Questions and Answers
Have questions about the Lee Neighbourhood Plan? See if they are answered in our Q&A. If not send us your question and we will add an answer to our Q&A:
What will we get if we vote Yes for the plan?
- The plan is a new and useful tool for everyone in the community and the councils to use to progress local aspirations.
- Local councils will make more locally informed planning decisions because they will have detailed maps and guidance about what people want in the Lee Forum area.
- Councils can take enforcement action if developers don’t follow any planning approval made based on these policies.
- Local communities will have a document that can be used to attract funding and open up stakeholder engagement in local aspirations.
The plan is long, where can I read a summary?
- The plan must be written in a particular way to have maximum legal weight.
- Lee Forum wanted to capture everything that local people said they wanted.
- The easiest way to understand the plan is to:
- Read this one page summary.
- If you then want to read more, read the eleven pages of policies.
- If you then want to read more, use the contents page of the plan to read sections you’re interested in, paying particular attention to the figures, which map what local people value.
- If you decide you then want to read the backing documents, scroll through the Neighbourhood Planning pages of Lee Forum’s website, picking out the links you’re interested in.
- If you want to read council’s take on neighbourhood planning, head to Lewisham and Greenwich websites.
How is the Neighbourhood Plan funded?
- The Department for Communities and Local Government (DCLG) gave Lee Forum £18,000 over 7 years, which has all now been spent.
- Councils have been paid by the DCLG to fund the referendum.
- The money was spent on consultants who steered us through the process and gave us specialist skills.
- Volunteers gave roughly 3 days combined work per week over 7 years and no volunteers have been paid (some volunteers have given money)
Why is there a referendum?
- The Localism Act 2011 requires that communities vote for neighbourhood plans.
- The question will be ‘Do you want the London Borough of Lewisham and Royal Borough of Greenwich to use the Neighbourhood Plan for the Lee Neighbourhood Area to help decide planning applications in the neighbourhood area?’ (Yes/No).
How was Lee Forum’s area arrived at?
- To become a Forum right at the beginning we had to knock on doors asking if people wanted to be in or out of the area.

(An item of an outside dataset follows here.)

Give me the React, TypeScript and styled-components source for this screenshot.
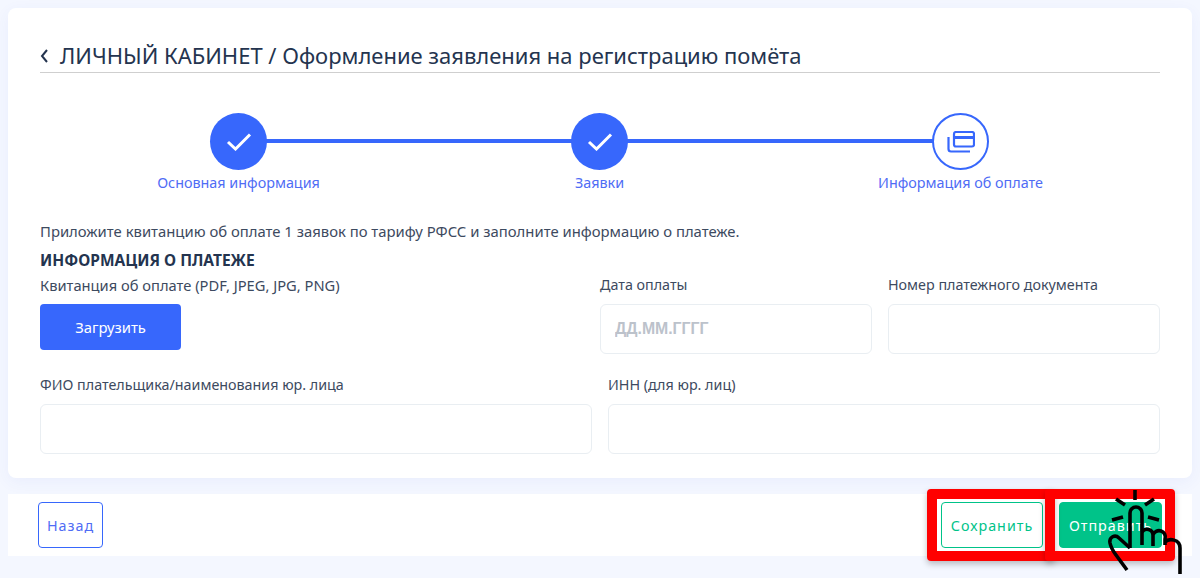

The boundary reflects what people said.
- Greenwich Council also wanted us to go up to the edges of its Kidbrooke Development Area so that everyone on that border was in one of the areas.
What are the Quaggy and Hither Green Trails?
- ‘Trail’ doesn’t have a specific planning meaning and is included as a name. What the trails will look like in the end is to be worked out and will be driven by the community.
- The examiner removed the Nature Improvement Areas designation but encouraged the community to follow NIA principles to ‘increase green infrastructure and increase opportunities to walk and cycle within the Forum area in the vicinity of the river and railway tracks’.
- Examples of how the trails may develop are the Waterlink Way; the Hither Green Triangle, Grove Park nature reserve, and aim to link to other green spaces and routes in the southeast London.
- New rights of way may be created where appropriate/possible. Local green spaces have already received speculative planning applications and others are at risk.
- Lee Forum are trying to protect local green spaces with a policy under the ‘use it or lose it’ principle.
ls the Neighbourhood Plan anti- development?
- No. Councils have already allocated sites like Sainsburys and the BMW garage in Lee Green for development; and the owners of these sites can apply to develop them at any time.
- Neighbourhood planning can’t stop this. Lee Forum are trying to ensure that if and when these sites are redeveloped, that the redevelopment is done in a way the community supports. Neighbourhood planning can do this.
- In fact, the Lee Neighbourhood Plan has allocated more brownfield sites for development than the councils. In exchange for this the plan expects green and community sites to be protected from development and local heritage to be protected.
Can the plan influence Leegate?
- The plan couldn’t influence the current plans because Lewisham gave them planning permission last year.
- The plan could influence new plans if the current plans for Leegate aren’t built (previous delays have been caused by the owner running it down; Asda pulling out, and disputes about affordable housing between Lewisham and the owner)
- The Lee Neighbourhood Plan can influence plans for Sainsburys and the BMW sites which may well come forward for development in the coming years.
Can Neighbourhood Plans influence Low Traffic Neighbourhoods?
- No. Neighbourhood Planning falls under the Localism Act 2011. LTNs fall under different legislation.
- Neither Lee Forum nor the referendum can ratify or remove LNTs.
- Only councils can implement or remove LTNs and the legal requirement for a vote does not exist for LTNs.
Will the Lee Neighbourhood Plan take away my on-street parking?
- No, it will not affect existing parking rights
- If a new development is built on or near your street it will expect developers to provide parking for that development onsite rather than on your street.